だが、17日には再び冷え込み、3回目の薄氷発見。「今にも消えそうだけど氷が張った」などと喜びの声が上がった。「諦めるのはまだ早い」
長野地方気象台によると、諏訪の気温は観察初日に今季最低の氷点下6・1度を記録したが、8、9、10日は最低気温が氷点下にすらならなかった。16、17日は氷点下4度台を記録したが平年を上回った。日本気象協会長野支店によると暖冬は、昨年に比べて偏西風の位置が北に偏っているのが原因という。偏西風の影響で今後も寒気が入りにくく、気温は昨年を上回る見通しだ。
氷点下10度が一つの目安
神様の恋路と言い伝えられ、全国から注目を集める御神渡りは昭和の終わりから、御神渡りができない「明けの海」が増えている。過去10年で御神渡りができたのは3回のみ。それでも一昨年は2月2日に御神渡りができた。氷がせり上がるには湖面が全面結氷し、氷点下10度近くまで冷え込む日が2、3日ほど続くのが一つの目安になるという。観察総代の笠原清一さん(62)は「暖冬でまだ氷が張っていないが、全面結氷するくらい冷え込んでほしい」、藤森雅史さん(62)は「観察総代として御神渡りを記録したい。氷点下10度まで冷えてくれれば」と期待している。

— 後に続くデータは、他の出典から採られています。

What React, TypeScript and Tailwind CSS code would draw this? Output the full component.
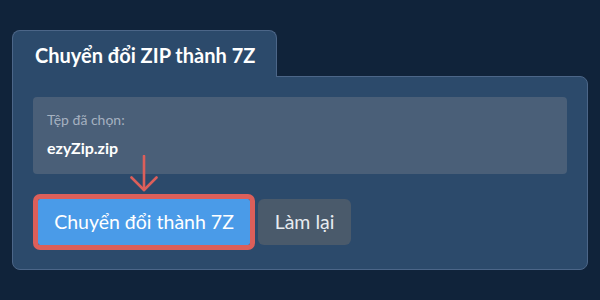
import React from 'react';

function DownArrow() {
  return (
    <svg
      className="absolute left-[92px] top-[-44px] h-[37px] w-[28px]"
      viewBox="0 0 28 37"
      fill="none"
      stroke="#dc5f5a"
      strokeWidth="2.6"
      strokeLinecap="round"
      strokeLinejoin="round"
    >
      <path d="M14 1 V35" />
      <path d="M1.5 22.5 L14 35 L26.5 22.5" />
    </svg>
  );
}

export default function App() {
  return (
    <div className="h-[300px] w-[600px] bg-[#10233a] px-3 pt-[30px] font-['Lato',sans-serif]">
      {/* tab */}
      <div className="relative z-10 -mb-px inline-block rounded-t-lg border border-b-0 border-[#4c6688] bg-[#2c4a6b] pl-[22px] pr-[21px] pt-[10px] pb-[8px]">
        <h1 className="text-[20px] font-bold leading-7 text-white">Chuyển đổi ZIP thành 7Z</h1>
      </div>

      {/* panel */}
      <div className="rounded-b-lg rounded-tr-lg border border-[#4c6688] bg-[#2c4a6b] px-5 pt-5 pb-6">
        <div className="rounded bg-[#4a5f78] px-[14px] pt-[13px] pb-[14px]">
          <div className="text-[14px] leading-5 text-[#a5b1c0]">Tệp đã chọn:</div>
          <div className="mt-[6px] text-[16px] font-bold leading-6 text-white">ezyZip.zip</div>
        </div>

        <div className="mt-[25px] flex items-center gap-2 pl-[5px]">
          <div className="relative">
            <DownArrow />
            <button className="h-[46px] w-[212px] rounded-[2px] bg-[#4a9be8] text-[19.5px] text-white outline outline-[5px] outline-[#dc5f5a]">
              Chuyển đổi thành 7Z
            </button>
          </div>
          <button className="h-[46px] w-[93px] rounded-md bg-[#4a5a6b] text-[19.5px] text-[#e6ebf0]">
            Làm lại
          </button>
        </div>
      </div>
    </div>
  );
}
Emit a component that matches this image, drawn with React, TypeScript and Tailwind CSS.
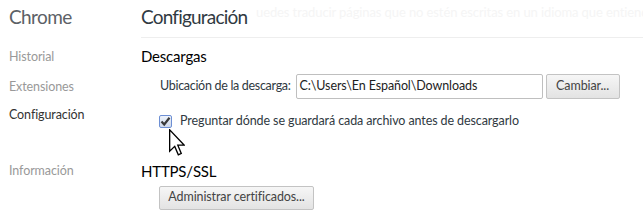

◎八剱神社がある小和田の氏子の家に生まれた父は、毎冬の明け方に御神渡りが湖面を走るバリバリという音で必ず目が覚めたものだとよく話していた。
♪八剣神社は諏訪市小和田(こわた)にあります。諏訪が豊臣軍に占領されていたとき、秀吉の命を受けて配下の武将「日根野高吉」が諏訪湖の中にあった「高島」という島に城を築きました。その城が高島城です。八剣神社は高島の島内にあった島民の氏神ですが、島民が高島から現在の小和田の地に移された時、神社もともに移設されました。 この立ち退きのとき、島民は日根野氏と巧みな交渉を行い、諏訪湖全域の漁業権と、新たに広大な農地を獲得しました。我が家の先祖はこの半農半漁の島民の一人だと聞きます。八剣神社はまた、古来より諏訪大社の摂社(筆頭子社)で、諏訪湖の冬の自然現象“御神渡”を検定し、諏訪大社に出来を報告する役割を担ってきました。小和田に移った住民は、移住以来、藩主(日根野氏が他に移ったあと、諏訪氏が戻り、明治のはじめまで諏訪氏が殿様だった)の支配を受けず、行政は住民の自治によって行われました。諏訪湖から湧く温泉を引いた共同浴場で、裸の住人たちが侃々諤々論議を戦わせ、祭の拠出金や揉め事など自分たちで全てを決めていったそうです。
私も小学生のころ、夏休みに諏訪に行ったとき、まだ使われていた大きな共同風呂にイトコたちと入った楽しい思い出があります。